Paraffin-base oil contains 25 per cent of lubricants. Asphalt-base oil has as much as 40 per cent. Yet, on the average only 5.4 per cent is recovered to-day. That means that we waste at least four fifths of the lubricating oils contained in the vast amounts of the crude product that go through the refineries. Here we still have a very considerable margin in favor of the lubricants, enormous quantities of which are now burned up.
But even with better utilization of oil, and a much more careful evaluation of the relative uses of its various products, the fact still remains that the world’s supply of oil is visibly limited. And this fact is really the alpha and omega of the whole situation.
V
There is a struggle for oil going on in the world to-day, and the geography of the oil situation is a highly significant factor in determining this struggle. The remaining available stocks are almost evenly distributed between the two hemispheres, but the demand for oil, taken in terms of industrial and general needs, is also similarly divided between these two portions of the globe. Of all the primary materials, the utilization of which constitutes the basis of present-day civilization, oil is the one that requires most immediate and serious attention. The struggle for oil is the struggle for industrial stability and power. It is an acute national problem with each of the industrialized countries of the world. And since there is not one of these countries that possesses to-day within its own political boundaries sufficient reserve stocks of oil, it is an international problem of first-rate importance.
The United States is intimately concerned with every aspect of this problem. Her principal rival in the securing of oil resources is Great Britain. This fact need no more be ground for animosity between the two countries than their commercial rivalry; but it is a tangible fact, nevertheless.
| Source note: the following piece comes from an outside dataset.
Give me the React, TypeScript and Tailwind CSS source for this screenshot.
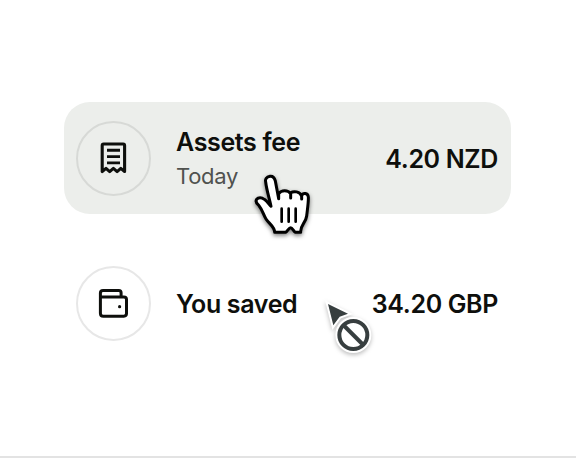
import type { ReactNode } from 'react';

function ReceiptIcon() {
  return (
    <svg width="37" height="37" viewBox="-0.5 -0.5 37 37" fill="none" stroke="#0e0f0c">
      <path
        d="M6.7 31V4.9Q6.7 3.5 8.1 3.5H27.7Q29.1 3.5 29.1 4.9V31L25.3 27.9L21.6 31.1L17.9 27.9L14.2 31.1L10.5 27.9Z"
        strokeWidth="3.1"
        strokeLinejoin="round"
      />
      <path d="M11.5 9.8H24.5M11.5 16.1H24.5M11.5 22.4H24.5" strokeWidth="2.9" />
    </svg>
  );
}

function WalletIcon() {
  return (
    <svg width="37" height="37" viewBox="-0.5 -0.5 37 37" fill="none" stroke="#0e0f0c">
      <path
        d="M4.9 11.4V7.6Q4.9 4.9 7.6 4.9H23.3Q25.6 4.9 25.6 7.2V11.4M4.9 11.4H28.4Q31 11.4 31 14V28.1Q31 30.7 28.4 30.7H7.9Q4.9 30.7 4.9 27.7Z"
        strokeWidth="3"
        strokeLinejoin="round"
      />
      <circle cx="24.1" cy="21.2" r="1.6" fill="#0e0f0c" stroke="none" />
    </svg>
  );
}

function HandCursor() {
  return (
    <svg
      className="absolute left-[245px] top-[165px] drop-shadow-[0_2px_2px_rgba(0,0,0,0.5)]"
      width="75"
      height="80"
      viewBox="0 0 225 240"
      fill="none"
      stroke="#000"
      strokeWidth="9"
      strokeLinejoin="round"
      strokeLinecap="round"
    >
      <path
        d="M78 124C71 116 66 108 58 103C50 97 40 97 35 103C30 110 35 116 42 122C52 134 55 149 63 162C72 176 89 185 89 202H122C127 199 132 188 137 188C142 188 146 199 151 202H167C165 181 183 173 185 153C187 134 191 110 190 96C189 84 174 82 170 92V102V94C166 78 145 78 137 83V99V86C129 74 109 74 101 86V101L91 48C88 37 82 33 75 34C64 36 60 42 62 51C65 77 74 103 78 124Z"
        fill="#fff"
      />
      <path d="M110 131V170M131 131V170M152 131V170" strokeWidth="8" />
    </svg>
  );
}

function BlockedCursor() {
  return (
    <svg
      className="absolute left-[315px] top-[290px] drop-shadow-[0_2px_2px_rgba(0,0,0,0.25)]"
      width="70"
      height="75"
      viewBox="0 0 210 225"
      fill="none"
    >
      <path d="M39 42L99 71L74 80L55 106Z" fill="#fff" stroke="#fff" strokeWidth="12" />
      <circle cx="115" cy="135" r="43" fill="#fff" stroke="#fff" strokeWidth="22" />
      <path d="M39 42L99 71L74 80L55 106Z" fill="#373e3f" />
      <circle cx="115" cy="135" r="42" stroke="#373e3f" strokeWidth="12" />
      <path d="M85 105L145 165" stroke="#373e3f" strokeWidth="12" />
    </svg>
  );
}

type RowProps = {
  icon: ReactNode;
  title: string;
  subtitle?: string;
  amount: string;
  active?: boolean;
};

function TransactionRow({ icon, title, subtitle, amount, active }: RowProps) {
  return (
    <div
      className={`flex h-28 items-center rounded-[26px] pl-[12.5px] pr-[13px] ${active ? 'bg-[#eceeeb]' : 'bg-white'}`}
    >
      <div
        className={`mt-px flex h-[75px] w-[75px] items-center justify-center rounded-full border-2 ${active ? 'border-[#d7d9d6]' : 'border-[#e7e7e7]'}`}
      >
        {icon}
      </div>
      <div className="ml-[25px] grow pt-[2px]">
        <div className="text-[25px] font-semibold leading-[35px] tracking-[-0.35px]">
          {title}
        </div>
        {subtitle && (
          <div className="text-[22px] leading-[33px] tracking-[-0.3px] text-[#50524f]">
            {subtitle}
          </div>
        )}
      </div>
      <div className="pt-[3px] text-[25px] font-semibold leading-[35px] tracking-[-0.35px]">
        {amount}
      </div>
    </div>
  );
}

function App() {
  return (
    <div className="relative flex h-[458px] w-[576px] flex-col overflow-hidden border-b-2 border-[#e3e3e3] bg-white pl-[63.5px] pr-[65px] pt-[102px] font-['Inter',sans-serif] text-[#0e0f0c]">
      <div className="flex flex-col gap-[33px]">
        <TransactionRow
          icon={<ReceiptIcon />}
          title="Assets fee"
          subtitle="Today"
          amount="4.20 NZD"
          active
        />
        <TransactionRow
          icon={<WalletIcon />}
          title="You saved"
          amount="34.20 GBP"
        />
      </div>
      <HandCursor />
      <BlockedCursor />
    </div>
  );
}

export default App;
Taken by and large, the attention of the United States is directed principally toward the securing of the resources that are located in the Western Hemisphere, south of the Rio Grande; while Great Britain’s attention is centred on the Near East. But Europe — Great Britain, as well as other countries — is also reaching out to the Western Hemisphere, while American oilinterests are active in the Eastern. In these encounters real rivalry develops.
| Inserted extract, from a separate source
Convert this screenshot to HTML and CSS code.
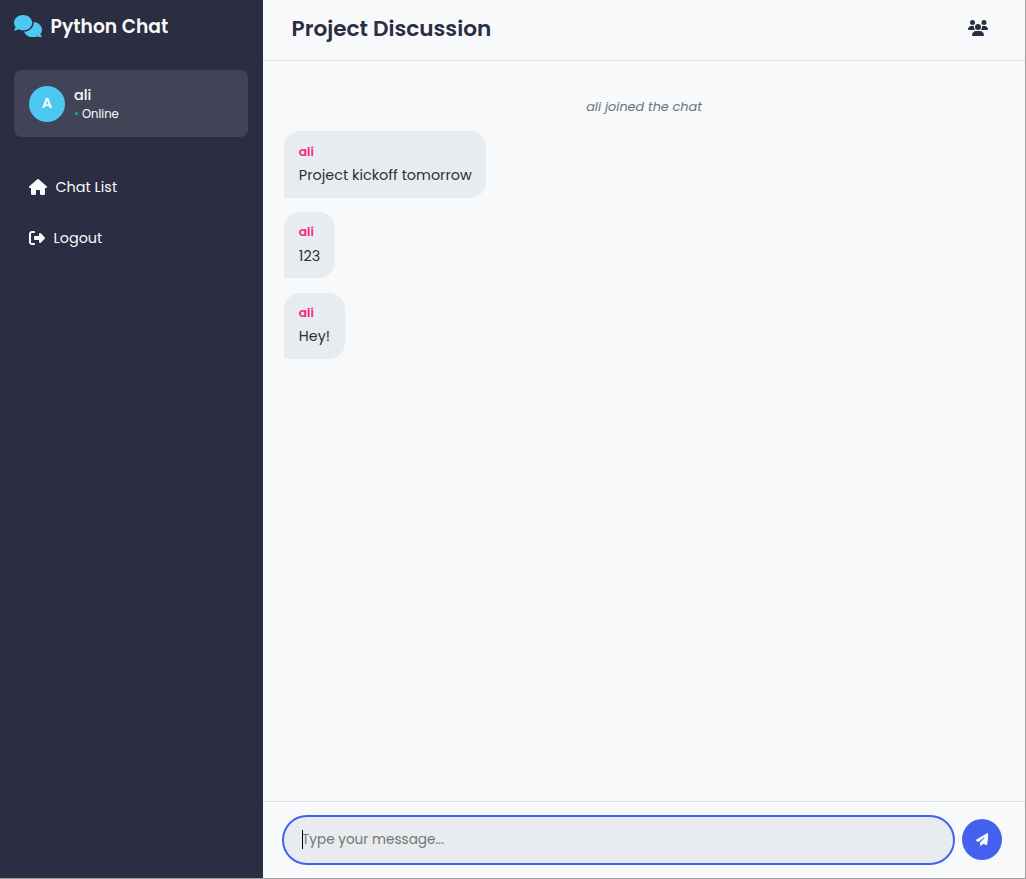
FILE: index.html
```html
<!DOCTYPE html>
<html lang="en">
<head>
<meta charset="utf-8">
<title>Python Chat</title>
<link rel="stylesheet" href="styles.css">
</head>
<body>
<div class="app">
  <aside class="sidebar">
    <div class="brand">
      <svg class="brand-icon" viewBox="0 0 640 512"><path d="M208 352c114.9 0 208-78.8 208-176S322.9 0 208 0S0 78.8 0 176c0 38.6 14.7 74.3 39.6 103.4c-3.5 9.4-8.7 17.7-14.2 24.7c-4.8 6.2-9.7 11-13.3 14.3c-1.8 1.6-3.3 2.9-4.3 3.7c-.5 .4-.9 .7-1.1 .8l-.2 .2C1 327.2-1.4 334.4 .8 340.9S9.1 352 16 352c21.8 0 43.8-5.6 62.1-12.5c9.2-3.5 17.8-7.4 25.2-11.4C134.1 343.3 169.8 352 208 352zM448 176c0 112.3-99.1 196.9-216.5 207C255.8 457.4 336.4 512 432 512c38.2 0 73.9-8.7 104.7-23.9c7.5 4 16 7.9 25.2 11.4c18.3 6.9 40.3 12.5 62.1 12.5c6.9 0 13.1-4.5 15.2-11.1c2.1-6.6-.2-13.8-5.8-17.9l-.2-.2c-.2-.2-.6-.4-1.1-.8c-1-.8-2.5-2-4.3-3.7c-3.6-3.3-8.5-8.1-13.3-14.3c-5.5-7-10.7-15.4-14.2-24.7c24.9-29 39.6-64.7 39.6-103.4c0-92.8-84.9-168.9-192.6-175.5c.4 5.1 .6 10.3 .6 15.5z"/></svg>
      <span class="brand-name">Python Chat</span>
    </div>
    <div class="user-card">
      <div class="avatar">A</div>
      <div class="user-info">
        <div class="user-name">ali</div>
        <div class="user-status"><i class="dot"></i><span>Online</span></div>
      </div>
    </div>
    <nav class="menu">
      <a class="menu-item">
        <svg class="home-icon" viewBox="0 0 576 512"><path d="M575.8 255.5c0 18-15 32.1-32 32.1h-32l.7 160.2c0 2.7-.2 5.4-.5 8.1V472c0 22.1-17.9 40-40 40H456c-1.1 0-2.2 0-3.3-.1c-1.4 .1-2.8 .1-4.2 .1H416 392c-22.1 0-40-17.9-40-40V448 384c0-17.7-14.3-32-32-32H256c-17.7 0-32 14.3-32 32v64 24c0 22.1-17.9 40-40 40H160 128.1c-1.5 0-3-.1-4.5-.2c-1.2 .1-2.4 .2-3.6 .2H104c-22.1 0-40-17.9-40-40V360c0-.9 0-1.9 .1-2.8V287.6H32c-18 0-32-14-32-32.1c0-9 3-17 10-24L266.4 8c7-7 15-8 22-8s15 2 21 7L564.8 231.5c8 7 12 15 11 24z"/></svg>
        <span class="menu-label">Chat List</span>
      </a>
      <a class="menu-item">
        <svg class="exit-icon" viewBox="0 0 512 512"><path d="M377.9 105.9L500.7 228.7c7.2 7.2 11.3 17.1 11.3 27.3s-4.1 20.1-11.3 27.3L377.9 406.1c-6.4 6.4-15 9.9-24 9.9c-18.7 0-33.9-15.2-33.9-33.9l0-62.1-128 0c-17.7 0-32-14.3-32-32l0-64c0-17.7 14.3-32 32-32l128 0 0-62.1c0-18.7 15.2-33.9 33.9-33.9c9 0 17.6 3.6 24 9.9zM160 96L96 96c-17.7 0-32 14.3-32 32l0 256c0 17.7 14.3 32 32 32l64 0c17.7 0 32 14.3 32 32s-14.3 32-32 32l-64 0c-53 0-96-43-96-96L0 128C0 75 43 32 96 32l64 0c17.7 0 32 14.3 32 32s-14.3 32-32 32z"/></svg>
        <span class="menu-label">Logout</span>
      </a>
    </nav>
  </aside>
  <main class="chat">
    <header class="chat-header">
      <h1 class="chat-title">Project Discussion</h1>
      <svg class="users-icon" viewBox="0 0 640 512"><path d="M144 0a80 80 0 1 1 0 160A80 80 0 1 1 144 0zM512 0a80 80 0 1 1 0 160A80 80 0 1 1 512 0zM0 298.7C0 239.8 47.8 192 106.7 192h42.7c15.9 0 31 3.5 44.6 9.7c-1.3 7.2-1.9 14.7-1.9 22.3c0 38.2 16.8 72.5 43.3 96c-.2 0-.4 0-.7 0H21.3C9.6 320 0 310.4 0 298.7zM405.3 320c-.2 0-.4 0-.7 0c26.6-23.5 43.3-57.8 43.3-96c0-7.6-.7-15-1.9-22.3c13.6-6.3 28.7-9.7 44.6-9.7h42.7C592.2 192 640 239.8 640 298.7c0 11.8-9.6 21.3-21.3 21.3H405.3zM224 224a96 96 0 1 1 192 0 96 96 0 1 1 -192 0zM128 485.3C128 411.7 187.7 352 261.3 352H378.7C452.3 352 512 411.7 512 485.3c0 14.7-11.9 26.7-26.7 26.7H154.7c-14.7 0-26.7-11.9-26.7-26.7z"/></svg>
    </header>
    <section class="messages">
      <div class="notice"><span>ali joined the chat</span></div>
      <div class="bubble"><div class="author">ali</div><div class="text">Project kickoff tomorrow</div></div>
      <div class="bubble"><div class="author">ali</div><div class="text">123</div></div>
      <div class="bubble"><div class="author">ali</div><div class="text">Hey!</div></div>
    </section>
    <footer class="composer">
      <div class="field"><i class="caret"></i><span class="placeholder">Type your message...</span></div>
      <div class="send">
        <svg class="send-icon" viewBox="0 0 512 512"><path d="M498.1 5.6c10.1 7 15.4 19.1 13.5 31.2l-64 416c-1.5 9.7-7.4 18.2-16 23s-18.9 5.4-28 1.6L284 427.7l-68.5 74.1c-8.9 9.7-22.9 12.9-35.2 8.1S160 493.2 160 480V396.4c0-4 1.5-7.8 4.2-10.7L331.8 202.8c5.8-6.3 5.6-16-.4-22s-15.7-6.4-22-.7L106 360.8 17.7 316.6C7.1 311.3 .3 300.7 0 288.9s5.9-22.8 16.1-28.7l448-256c10.7-6.1 23.9-5.5 34 1.4z"/></svg>
      </div>
    </footer>
  </main>
</div>
</body>
</html>
```

FILE: styles.css
```css
* { box-sizing: border-box; }
body {
  margin: 0;
  font-family: Poppins, Inter, "Open Sans", sans-serif;
  font-size: 14.4px;
  color: #2b2d42;
  background: #f8f9fa;
}
svg { display: block; fill: currentColor; flex: none; }
span, .text, .author, .user-name, .chat-title { white-space: nowrap; }
.app {
  display: flex;
  width: 1026px;
  height: 879px;
  border-right: 1px solid #a0a0a2;
  border-bottom: 1px solid #a0a0a2;
  overflow: hidden;
}
.sidebar {
  width: 263px;
  flex: none;
  padding: 10px 15px 0 14px;
  background: #2b2d42;
  color: #f8f9fa;
}
.brand { display: flex; align-items: center; height: 32px; gap: 8.6px; }
.brand-icon { width: 28px; height: 22.4px; color: #4cc9f0; }
.brand-name { font-size: 18.72px; font-weight: 600; }
.user-card {
  display: flex;
  align-items: center;
  gap: 8.9px;
  height: 67px;
  margin-top: 28px;
  padding: 0 15px;
  border-radius: 8px;
  background: #434357;
}
.avatar {
  width: 36px;
  height: 36px;
  border-radius: 50%;
  background: #4cc9f0;
  font-weight: 600;
  line-height: 35px;
  text-align: center;
}
.user-name { font-size: 14.4px; font-weight: 500; line-height: 20px; }
.user-status { display: flex; align-items: center; gap: 4px; font-size: 11.6px; line-height: 17px; }
.user-status span { padding-top: 1px; margin-bottom: -1px; }
.dot { width: 3px; height: 3px; margin-left: 1px; border-radius: 50%; background: #10b981; }
.menu { margin-top: 24px; }
.menu-item { display: flex; align-items: center; gap: 8.9px; height: 51px; padding-left: 14.6px; }
.menu-label { padding-top: 1px; }
.home-icon { width: 18px; height: 16px; }
.exit-icon { width: 16px; height: 16px; }
.chat { display: flex; flex: 1; flex-direction: column; min-width: 0; }
.chat-header {
  display: flex;
  align-items: center;
  justify-content: space-between;
  height: 61px;
  padding: 0 37px 4px 28.6px;
  border-bottom: 1px solid #dee2e6;
}
.chat-title { margin: 0; font-size: 21.6px; font-weight: 600; }
.users-icon { width: 20px; height: 16px; }
.messages {
  display: flex;
  flex: 1;
  flex-direction: column;
  align-items: flex-start;
  gap: 14.4px;
  padding: 35px 21px 0;
}
.notice {
  align-self: stretch;
  height: 21px;
  font-size: 12.8px;
  font-style: italic;
  line-height: 21px;
  text-align: center;
  color: #6c757d;
}
.bubble {
  height: 66.2px;
  padding: 10.3px 14.5px 0 14.8px;
  border-radius: 16px 16px 16px 3.6px;
  background: #e9ecef;
}
.author { font-size: 12.2px; font-weight: 600; line-height: 20px; color: #f72585; }
.text { margin-top: 0.3px; line-height: 26px; }
.composer {
  display: flex;
  align-items: center;
  gap: 7px;
  height: 77px;
  padding: 0 23px 0 19px;
  border-top: 1px solid #dee2e6;
}
.field {
  display: flex;
  align-items: center;
  flex: 1;
  height: 50px;
  padding: 0 0 2px 18px;
  border: 2px solid #4361ee;
  border-radius: 25px;
  background: #e9ecef;
  color: #757575;
}
.placeholder { margin-left: -1px; padding-top: 2px; font-size: 13.6px; }
.caret { z-index: 1; width: 1px; height: 19px; background: #000; }
.send {
  display: flex;
  align-items: center;
  justify-content: center;
  width: 40px;
  height: 41px;
  margin-bottom: 1px;
  border-radius: 50%;
  background: #4361ee;
  color: #f8f9fa;
}
.send-icon { width: 12.8px; height: 12.8px; }
```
By whatever name one chooses to call it, — whether imperialism, or economic necessity in terms of basic industrial needs, or insurance against possible shortage of one of the indispensable bases of modern economic activity, — this struggle for oil is an incontrovertible and inevitable fact. Looking at it in perspective, one is led to believe that geography, tradition, and discernible inclination generally conspire to bring about a state of affairs in which Great Britain will, before long, find herself master of the principal oil-resources in the Eastern Hemisphere, while the United States will similarly be in control of the oilbearing areas of the Western Hemisphere. And it still remains to be seen whether these two industrial giants will divide the world thus, into two oilempires, amicably, or whether they will face considerable and deplorable friction, just as their national oilinterests are now in keen competition in Persia, as well as in Mexico.
This is the visible trend to-day. But for those who believe that, in spite of the present-day confusion attending our adjustment to the conditions created by the war, the world has irretrievably entered upon the path that leads to intercontinental economic collaboration, and eventual integration, the solution of the oil problem — so far as the control of the resources is concerned — appears in a different light. The oil problem is merely the most pressing part of a more general one, the solution of which lies along the lines of some sort of international control over the world’s stocks of primary materials, and over their allocation among the nations. The world has definitely passed the stage of regarding its natural resources as practically inexhaustible. It seems inevitable — if civilization is to endure — that there should be some sort of international control in the matter of the distribution of such primary materials as coal, iron, timber, and, first of all, oil.
This question came up at the Paris Peace Conference, and was quickly dismissed. But it is bound to emerge again. For there seems no doubt that humanity’s choice in the next decade or two will be between some such scheme of international action and a series of conflicts for the possession of primary materials.
If the first alternative triumphs soon, well and good. But in the meantime, the world still being what it is, it is impossible to escape the conclusion that the bid of American capital for oil resources outside the United States ought to be considered, from the point of view of the country’s national interests, as legitimate as the bid for commercial markets. There is considerable doubt, in the minds of many careful observers of international economic developments, as to the wisdom of America’s reaching out for the oil resources of the Old World; for that is apt to involve the country in political difficulties of an unwelcome nature. But this objection does not hold with nearly the same margin of political inexpediency with regard to the Western Hemisphere. So far as oil is concerned, at any rate, an economic interpretation of the Monroe Doctrine seems a sound enough proposition, from the point of view of American statesmanship — until the whole Doctrine shall have lost its raison d’être in the larger scheme of an intelligently organized and workable apparatus for international economic action.
This is one phase of the question. But there is another, equally important, and closely linked with it. Civilization is definitely confronted with the problem of conserving the essential resources which constitute its basis. It cannot afford to waste them. And no country has ever been so wasteful of its wealth as has the United States.
But conservation — again, if civilization is not to recede — has to be applied constructively, in terms of utilization. Oil is cheap to get and convenient to use. There is, therefore, a distinct temptation to use it unheedingly. A doctrine of oil-conservation, with a view to its more rational utilization, is as important as that of forest-conservation with a view to reforestation.
Just as the use of oil as an illuminant, except in special cases, has practically disappeared, so its use as fuel should be reduced to a minimum. Marine engines need oil as fuel, for nothing else will answer the purpose, except at a great sacrifice of cargo space and speed. But there is no reason to use oil for stationary machinery on land, so long as the tremendous water-power resources of the country remain undeveloped. What reason is there, for example, in burning up millions of barrels of oil in coalless California, when the harnessing of the Colorado River can easily supply all the energy which that state needs to turn the wheels of its economic life?
The greatest waste in the utilization of oil to-day lies in the burning-up of enormous quantities of the more valuable compounds, through irrational refining and through too great a use of oil for fuel purposes. The trend is to concentrate on lubricants and on gasoline, though the time is coming when greater emphasis will be laid on the first than on the second. So long as modern machinery is impossible without lubricants, and so long as oil is the sole source of high-speed lubricants, it is a crime against civilization to permit a single recoverable gallon of lubricants to be sacrificed for the sake of more or less easily replaceable fuel.